A simple glue example: calling a C function¶
Suppose we have a C function that encrypts text strings in some fancy way. It takes two arguments, a string to encrypt and a key, and returns a string which is the result of the encryption. To use this function from Self, we write a line of C glue. Here is the entire file, “encrypt.c”, containing both the encryption function and the glue:†
/* Make glue available by including it. */ # include "incls/_glueDefs.c.incl" /* Naive encryption function. */ char *encrypt(char *str, int key) { static char res[1000]; int i; for (i = 0; str[i]; ++i) res[i] = str[i] + key; res[i] = ’\0’; return res; } /* Make glue expand to full functions, not just prototypes. */ # define WHAT_GLUE FUNCTIONS C_func_2(string,, encrypt, encrypt_glue,, string,, int,) # undef WHAT_GLUE
A few words of explanation: the last three lines of this file contain the glue code. First defining WHAT_GLUE to be FUNCTIONS, makes the following line expand into a full wrapper function (defining WHAT_GLUE to be PROTOTYPES instead, will cause the C_func_2 line to produce a function prototype only). The line containing the macro C_func_2 is the actual wrapper for encrypt. The “2” designates that encrypt takes 2 arguments. The meaning of the arguments, from left to right are:
- “string,”: specifies that encrypt returns a string argument.

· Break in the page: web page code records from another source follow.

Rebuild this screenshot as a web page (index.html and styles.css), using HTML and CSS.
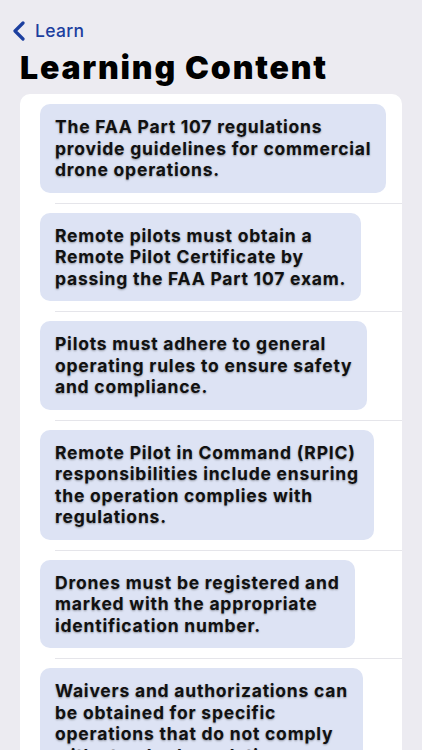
FILE: index.html
```html
<!DOCTYPE html>
<html>
<head>
<meta charset="utf-8">
<link rel="stylesheet" href="styles.css">
</head>
<body>
<div class="screen">
  <nav class="nav">
    <a class="back">
      <svg class="chev" width="14" height="20" viewBox="0 0 14 20"><path d="M11 2 L3 10 L11 18" fill="none" stroke="#1c3f9f" stroke-width="3.2" stroke-linecap="round" stroke-linejoin="round"/></svg>
      <span>Learn</span>
    </a>
  </nav>
  <h1 class="title">Learning Content</h1>
  <div class="card">
    <div class="row"><div class="bubble">The FAA Part 107 regulations<br>provide guidelines for commercial<br>drone operations.</div></div>
    <div class="row"><div class="bubble">Remote pilots must obtain a<br>Remote Pilot Certificate by<br>passing the FAA Part 107 exam.</div></div>
    <div class="row"><div class="bubble">Pilots must adhere to general<br>operating rules to ensure safety<br>and compliance.</div></div>
    <div class="row"><div class="bubble">Remote Pilot in Command (RPIC)<br>responsibilities include ensuring<br>the operation complies with<br>regulations.</div></div>
    <div class="row"><div class="bubble">Drones must be registered and<br>marked with the appropriate<br>identification number.</div></div>
    <div class="row"><div class="bubble">Waivers and authorizations can<br>be obtained for specific<br>operations that do not comply<br>with standard regulations.</div></div>
  </div>
</div>
</body>
</html>
```
FILE: styles.css
```css
html, body {
  margin: 0;
  padding: 0;
  background: #ecebf1;
  height: 100%;
  overflow: hidden;
}
.screen {
  font-family: Inter, "Noto Sans", sans-serif;
  padding: 0 20px;
}
.nav {
  height: 60px;
  display: flex;
  align-items: flex-start;
  padding-top: 20px;
  box-sizing: border-box;
  margin-left: -8px;
}
.back {
  display: flex;
  align-items: center;
  gap: 9px;
  color: #1c3f9f;
  font-size: 17.5px;
  font-weight: 500;
  letter-spacing: 0.3px;
}
.chev { display: block; }
.title {
  margin: -12px 0 0 0;
  font-size: 32px;
  font-weight: 900;
  letter-spacing: 1.8px;
  line-height: 40px;
  color: #000;
  height: 46px;
}
.card {
  background: #fff;
  border-radius: 10px 10px 0 0;
  overflow: hidden;
}
.row {
  padding: 10px 20px;
  position: relative;
}
.row + .row::before {
  content: "";
  position: absolute;
  top: 0;
  left: 35px;
  right: 0;
  height: 1px;
  background: #e5e5ea;
}
.bubble {
  width: max-content;
  background: #dde3f4;
  border-radius: 10px;
  padding: 12px 15px 12px 15px;
  font-size: 17.5px;
  font-weight: 700;
  letter-spacing: 0.78px;
  line-height: 21.5px;
  color: #111;
  text-shadow: 0 1px 2px rgba(0,0,0,0.35);
}
```
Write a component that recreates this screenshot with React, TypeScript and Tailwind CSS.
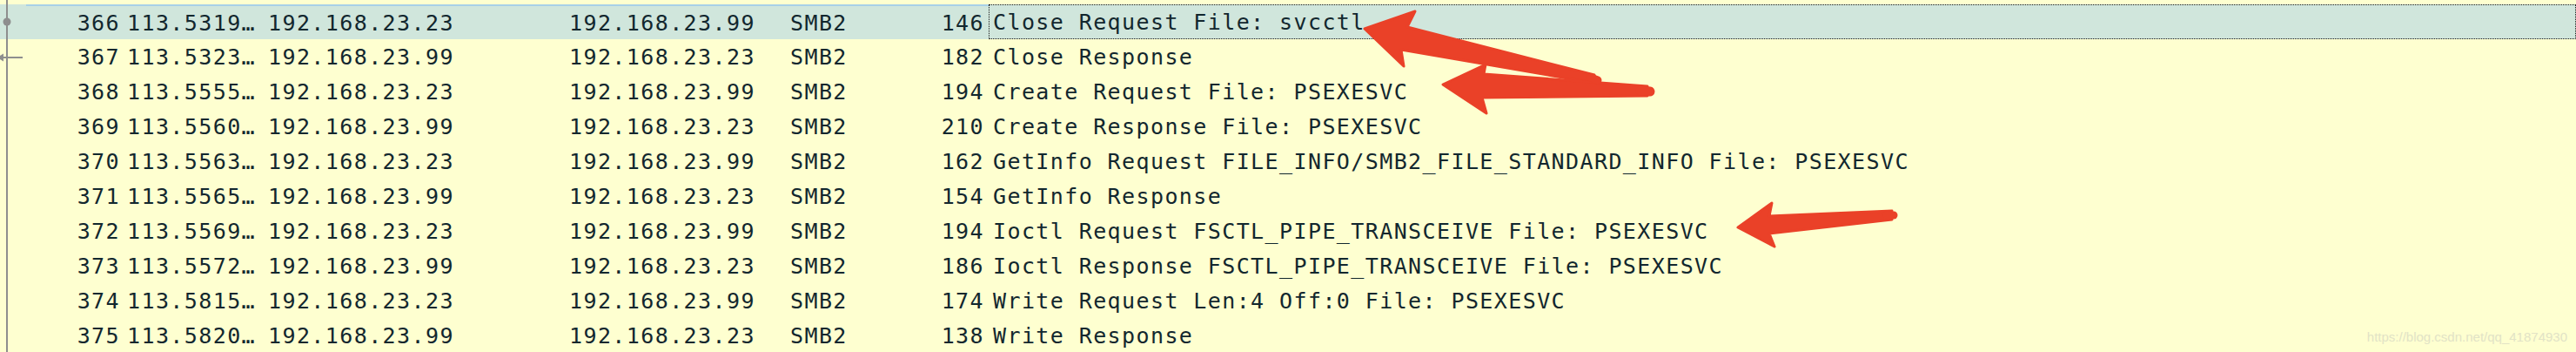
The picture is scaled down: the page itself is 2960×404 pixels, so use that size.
import React from 'react';

type Packet = {
  no: number;
  time: string;
  src: string;
  dst: string;
  proto: string;
  len: number;
  info: string;
};

const A = '192.168.23.23';
const B = '192.168.23.99';

const packets: Packet[] = [
  { no: 366, time: '113.5319…', src: A, dst: B, proto: 'SMB2', len: 146, info: 'Close Request File: svcctl' },
  { no: 367, time: '113.5323…', src: B, dst: A, proto: 'SMB2', len: 182, info: 'Close Response' },
  { no: 368, time: '113.5555…', src: A, dst: B, proto: 'SMB2', len: 194, info: 'Create Request File: PSEXESVC' },
  { no: 369, time: '113.5560…', src: B, dst: A, proto: 'SMB2', len: 210, info: 'Create Response File: PSEXESVC' },
  { no: 370, time: '113.5563…', src: A, dst: B, proto: 'SMB2', len: 162, info: 'GetInfo Request FILE_INFO/SMB2_FILE_STANDARD_INFO File: PSEXESVC' },
  { no: 371, time: '113.5565…', src: B, dst: A, proto: 'SMB2', len: 154, info: 'GetInfo Response' },
  { no: 372, time: '113.5569…', src: A, dst: B, proto: 'SMB2', len: 194, info: 'Ioctl Request FSCTL_PIPE_TRANSCEIVE File: PSEXESVC' },
  { no: 373, time: '113.5572…', src: B, dst: A, proto: 'SMB2', len: 186, info: 'Ioctl Response FSCTL_PIPE_TRANSCEIVE File: PSEXESVC' },
  { no: 374, time: '113.5815…', src: A, dst: B, proto: 'SMB2', len: 174, info: 'Write Request Len:4 Off:0 File: PSEXESVC' },
  { no: 375, time: '113.5820…', src: B, dst: A, proto: 'SMB2', len: 138, info: 'Write Response' },
];

// related-packet marker in the left gutter
function Gutter({ kind, h }: { kind: 'line' | 'dot' | 'reply'; h: number }) {
  return (
    <svg width="30" height={h} className="shrink-0 block">
      <line x1="8" y1="0" x2="8" y2={h} stroke="#8e8e8e" strokeWidth="2" />
      {kind === 'dot' && <circle cx="8" cy="20" r="4.5" fill="#8e8e8e" />}
      {kind === 'reply' && (
        <>
          <line x1="2" y1="21" x2="26" y2="21" stroke="#8e8e8e" strokeWidth="2" />
          <polygon points="-3,21 4,16.5 4,25.5" fill="#8e8e8e" />
        </>
      )}
    </svg>
  );
}

function Row({ p, i }: { p: Packet; i: number }) {
  const selected = i === 0;
  const top = selected ? 'border-t-2 border-[#a8d0e8]' : '';
  return (
    <div className={`flex h-[40px] items-stretch whitespace-nowrap ${selected ? 'bg-[#d0e6dc]' : ''}`}>
      <Gutter kind={i === 0 ? 'dot' : i === 1 ? 'reply' : 'line'} h={40} />
      <div className={`w-[110px] shrink-0 flex items-center justify-end pr-[2px] ${top}`}>{p.no}</div>
      <div className={`w-[162px] shrink-0 flex items-center pl-[6px] ${top}`}>{p.time}</div>
      <div className={`w-[346px] shrink-0 flex items-center pl-[6px] ${top}`}>{p.src}</div>
      <div className={`w-[254px] shrink-0 flex items-center pl-[6px] ${top}`}>{p.dst}</div>
      <div className={`w-[98px] shrink-0 flex items-center pl-[6px] ${top}`}>{p.proto}</div>
      <div className={`w-[136px] shrink-0 flex items-center justify-end pr-[5px] ${top}`}>{p.len}</div>
      <div
        className={`flex-1 flex items-center pl-[4px] border border-dotted ${
          selected ? 'border-[#1a1a1a]' : 'border-transparent'
        }`}
      >
        {p.info}
      </div>
    </div>
  );
}

export default function App() {
  return (
    <div className="relative w-[2960px] h-[404px] overflow-hidden bg-[#feffd0] text-[#12272e] font-['DejaVu_Sans_Mono',monospace] text-[25px] tracking-[1.4px] leading-none">
      <div className="flex h-[5px]">
        <Gutter kind="line" h={5} />
      </div>
      {packets.map((p, i) => (
        <Row key={p.no} p={p} i={i} />
      ))}

      {/* red annotation arrows */}
      <svg className="absolute inset-0 pointer-events-none" width="2960" height="404">
        <g fill="#ea4128" stroke="#ea4128" strokeWidth="3" strokeLinejoin="round">
          <polygon points="1568,33 1626,13 1617,31 1832,86 1836,96 1610,57 1613,76" />
          <polygon points="1658,97 1707,74 1705,85 1893,99 1893,110 1703,112 1708,130" />
          <polygon points="1997,261 2036,233 2033,248 2174,242 2174,252 2033,268 2039,283" />
        </g>
        <g stroke="#ea4128" strokeLinecap="round">
          <line x1="1828" y1="89" x2="1836" y2="92" strokeWidth="9" />
          <line x1="1885" y1="104" x2="1896" y2="105" strokeWidth="11" />
          <line x1="2168" y1="247" x2="2176" y2="247" strokeWidth="9" />
        </g>
      </svg>

      <div className="absolute right-[10px] bottom-[10px] font-['Liberation_Sans',Arial,sans-serif] text-[15px] tracking-normal text-[#e2e3c6]">
        https://blog.csdn.net/qq_41874930
      </div>
    </div>
  );
}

- “encrypt”: name of function we are constructing wrapper for.
- “encrypt_glue”: name that we want the wrapper function to have.
- An empty argument signifying that encrypt is not to be passed a failure handle (explained later).
- “string,”: specifies that the first argument to encrypt is a string.
- “int,”: specifies that the second argument to encrypt is an int.
Having written this file, we now prepare a makefile to compile and link it. To do this, we can extend the makefile in objects/glue/{sun4,svr4} (depending on OS in use) and then run make. This results in the shared library file encrypt.so. Finally, to try it out, we can type these commands (at the Self prompt or in the UI):
> _AddSlotsIfAbsent: ( | encrypt | ) lobby > encrypt: ( foreignFct copyName: ’encrypt_glue’ Path: ’encrypt.so’ ) lobby > encrypt <C++ function(encrypt_glue)> > encrypt value: ’Hello Self’ With: 3 ’Khoor#Vhoi’ > encrypt value: ’Khoor#Vhoi’ With: -3 ’Hello Self’
Comparing the signature for the function encrypt with the arguments to the C_func_2 macro it is clear that there is a straightforward mapping between the two. One day we hope to find the time to write a Self program that can parse a C or C++ header file and generate glue code corresponding to the definitions in it. In the meantime, glue code must be handwritten.
C glue¶
C glue supports accessing C functions and data from Self. There are three main parts of C glue:
- Calling functions.
- Reading/assigning global variables.
- Reading/assigning a component in a struct that is represented by a proxy object in Self.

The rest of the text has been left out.